Dataset content:
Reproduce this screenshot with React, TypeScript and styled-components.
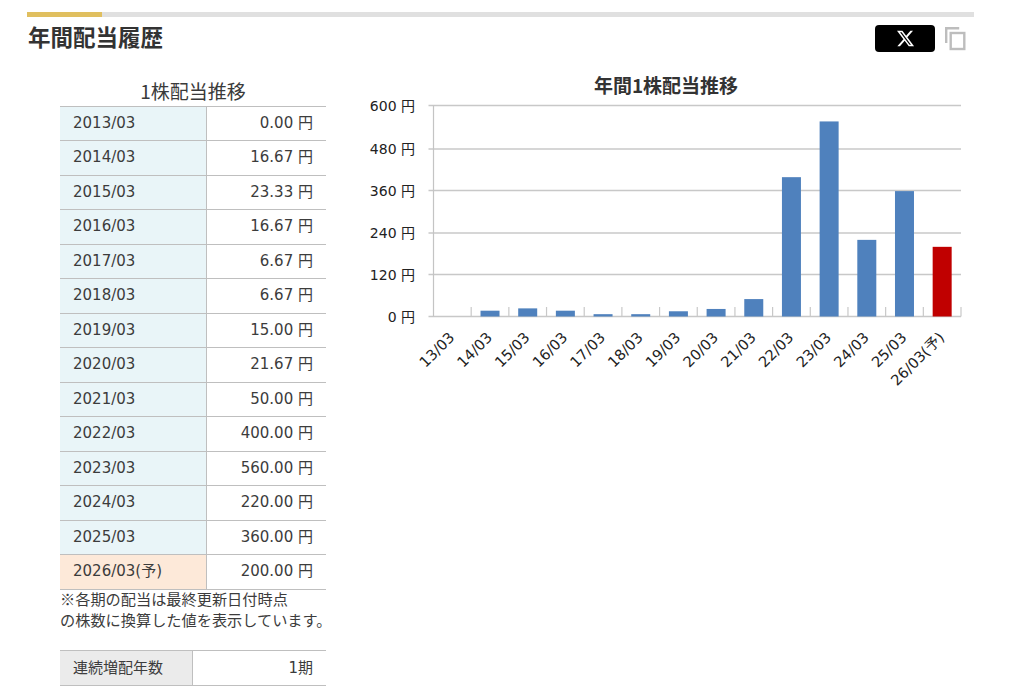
import React from 'react';
import styled, { createGlobalStyle } from 'styled-components';

const BASE_FONT = '"DejaVu Sans", "Noto Sans CJK JP", sans-serif';
const CJK_FONT = '"Noto Sans CJK JP", "DejaVu Sans", sans-serif';

const GlobalStyle = createGlobalStyle`
  html, body {
    margin: 0;
    padding: 0;
    background: #fff;
    color: #333;
    font-family: ${BASE_FONT};
    overflow: hidden;
  }
`;

const Page = styled.div`
  width: 1014px;
  height: 699px;
  padding: 12px 40px 0 27px;
  box-sizing: border-box;
  overflow: hidden;
`;

const TopRule = styled.div`
  height: 5px;
  background: #e0e0e0;
`;

const TopRuleAccent = styled.div`
  width: 75px;
  height: 100%;
  background: #e0bf5f;
`;

const Header = styled.header`
  display: flex;
  justify-content: space-between;
  align-items: flex-start;
  height: 54px;
`;

const Heading = styled.h2`
  margin: 3px 0 0 1px;
  font-family: ${CJK_FONT};
  font-size: 22.5px;
  line-height: 32px;
  font-weight: 700;
  color: #333;
`;

const ShareTools = styled.div`
  display: flex;
  align-items: flex-start;
  gap: 9px;
  padding: 8px 8px 0 0;
`;

const XButton = styled.div`
  width: 60px;
  height: 27px;
  background: #000;
  border-radius: 4px;
  display: flex;
  align-items: center;
  justify-content: center;
`;

const Columns = styled.div`
  display: flex;
  align-items: flex-start;
  padding-left: 33px;
`;

const LeftColumn = styled.div`
  width: 266px;
  flex: none;
`;

const TableTitle = styled.div`
  font-family: ${CJK_FONT};
  font-size: 19px;
  line-height: 35px;
  height: 32.5px;
  padding-top: 2px;
  text-align: center;
  color: #3a3a3a;
`;

const Table = styled.div<{ $keyWidth: number }>`
  display: grid;
  grid-template-columns: ${(p) => p.$keyWidth}px 1fr;
  border-top: 1px solid #bfbfbf;
`;

const KeyCell = styled.div<{ $tone: 'blue' | 'orange' | 'gray'; $height: number }>`
  height: ${(p) => p.$height}px;
  box-sizing: border-box;
  padding: 0 0 1px 13px;
  display: flex;
  align-items: center;
  font-size: 15px;
  line-height: 20px;
  color: #3c3c3c;
  background: ${(p) =>
    p.$tone === 'blue' ? '#e9f5f8' : p.$tone === 'orange' ? '#fde9d9' : '#ebebeb'};
  border-right: 1px solid #bfbfbf;
  border-bottom: 1px solid #bfbfbf;
`;

const ValueCell = styled.div<{ $height: number }>`
  height: ${(p) => p.$height}px;
  box-sizing: border-box;
  padding: 0 13px 1px 0;
  display: flex;
  align-items: center;
  justify-content: flex-end;
  font-size: 15px;
  line-height: 20px;
  color: #3c3c3c;
  border-bottom: 1px solid #bfbfbf;
`;

const Note = styled.p`
  margin: -1.5px 0 0;
  font-family: ${CJK_FONT};
  font-size: 15.2px;
  line-height: 21px;
  color: #3c3c3c;
  white-space: nowrap;
`;

const StreakWrap = styled.div`
  margin-top: 20px;
`;

const RightColumn = styled.div`
  margin-left: 35px;
  width: 610px;
  flex: none;
`;

const ChartTitle = styled.div`
  width: 610px;
  font-family: ${CJK_FONT};
  font-size: 19px;
  font-weight: 700;
  line-height: 28px;
  height: 20px;
  text-align: center;
  color: #333;
`;

const ChartSvg = styled.svg`
  display: block;
  font-family: ${BASE_FONT};
  font-size: 14px;
  fill: #222;
`;

const AxisLabel = styled.text`
  font-size: 14.6px;
`;

type Row = { term: string; value: number; forecast?: boolean };

const rows: Row[] = [
  { term: '2013/03', value: 0 },
  { term: '2014/03', value: 16.67 },
  { term: '2015/03', value: 23.33 },
  { term: '2016/03', value: 16.67 },
  { term: '2017/03', value: 6.67 },
  { term: '2018/03', value: 6.67 },
  { term: '2019/03', value: 15 },
  { term: '2020/03', value: 21.67 },
  { term: '2021/03', value: 50 },
  { term: '2022/03', value: 400 },
  { term: '2023/03', value: 560 },
  { term: '2024/03', value: 220 },
  { term: '2025/03', value: 360 },
  { term: '2026/03(予)', value: 200, forecast: true },
];

const AXIS_X = 72.5;
const AXIS_Y = 225.5;
const TOP_Y = 14.5;
const RIGHT_X = 600;
const STEP = (RIGHT_X - AXIS_X) / 14;
const BAR_SCALE = 209 / 600;
const yTicks = [
  { value: 0, y: 225.5 },
  { value: 120, y: 183.5 },
  { value: 240, y: 142 },
  { value: 360, y: 99.5 },
  { value: 480, y: 58 },
  { value: 600, y: 14.5 },
];

function Chart() {
  return (
    <ChartSvg width={610} height={300} viewBox="0 0 610 300">
      {yTicks.map((t) => (
        <g key={t.value}>
          <line x1={AXIS_X - 5} x2={RIGHT_X} y1={t.y} y2={t.y} stroke="#c8c8c8" strokeWidth={1.3} />
          <text x={54} y={t.y + 5} textAnchor="end">
            {t.value} 円
          </text>
        </g>
      ))}
      <line x1={AXIS_X} x2={AXIS_X} y1={TOP_Y} y2={AXIS_Y} stroke="#c4c4c4" strokeWidth={1.2} />
      {rows.map((r, i) => {
        const tickX = AXIS_X + STEP * (i + 1);
        const center = AXIS_X + STEP * (i + 0.5);
        const h = r.value * BAR_SCALE;
        const label = r.term.slice(2);
        return (
          <g key={r.term}>
            <line x1={tickX} x2={tickX} y1={216} y2={AXIS_Y} stroke="#c8c8c8" strokeWidth={1.2} />
            {r.value > 0 && (
              <rect
                x={center - 9.5}
                y={AXIS_Y - h}
                width={19}
                height={h}
                fill={r.forecast ? '#c00000' : '#4f81bd'}
              />
            )}
            <AxisLabel
              x={center + 3}
              y={AXIS_Y + 22}
              textAnchor="end"
              transform={`rotate(-45 ${center + 3} ${AXIS_Y + 22})`}
            >
              {label}
            </AxisLabel>
          </g>
        );
      })}
    </ChartSvg>
  );
}

export default function App() {
  return (
    <Page>
      <GlobalStyle />
      <TopRule>
        <TopRuleAccent />
      </TopRule>
      <Header>
        <Heading>年間配当履歴</Heading>
        <ShareTools>
          <XButton>
            <svg width="19" height="19" viewBox="0 0 24 24" fill="#fff">
              <path d="M18.244 2.25h3.308l-7.227 8.26 8.502 11.24H16.17l-5.214-6.817L4.99 21.75H1.68l7.73-8.835L1.254 2.25H8.08l4.713 6.231zm-1.161 17.52h1.833L7.084 4.126H5.117z" />
            </svg>
          </XButton>
          <svg width="22" height="26" viewBox="0 0 22 26" fill="none" stroke="#bdbdbd" strokeWidth="2.4">
            <path d="M2.2 18V3.2h13" />
            <rect x="6.7" y="8" width="13.6" height="16" />
          </svg>
        </ShareTools>
      </Header>
      <Columns>
        <LeftColumn>
          <TableTitle>1株配当推移</TableTitle>
          <Table $keyWidth={147}>
            {rows.map((r) => (
              <React.Fragment key={r.term}>
                <KeyCell $tone={r.forecast ? 'orange' : 'blue'} $height={34.5}>
                  {r.term}
                </KeyCell>
                <ValueCell $height={34.5}>{r.value.toFixed(2)} 円</ValueCell>
              </React.Fragment>
            ))}
          </Table>
          <Note>
            ※各期の配当は最終更新日付時点
            <br />
            の株数に換算した値を表示しています。
          </Note>
          <StreakWrap>
            <Table $keyWidth={133}>
              <KeyCell $tone="gray" $height={35}>
                連続増配年数
              </KeyCell>
              <ValueCell $height={35}>1期</ValueCell>
            </Table>
          </StreakWrap>
        </LeftColumn>
        <RightColumn>
          <ChartTitle>年間1株配当推移</ChartTitle>
          <Chart />
        </RightColumn>
      </Columns>
    </Page>
  );
}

Instructions for the task: Where does the word "components" appear in the listing? List each line that holds it.

Exercise response:
Reproduce this screenshot with React, TypeScript and styled-components.
import styled, { createGlobalStyle } from 'styled-components';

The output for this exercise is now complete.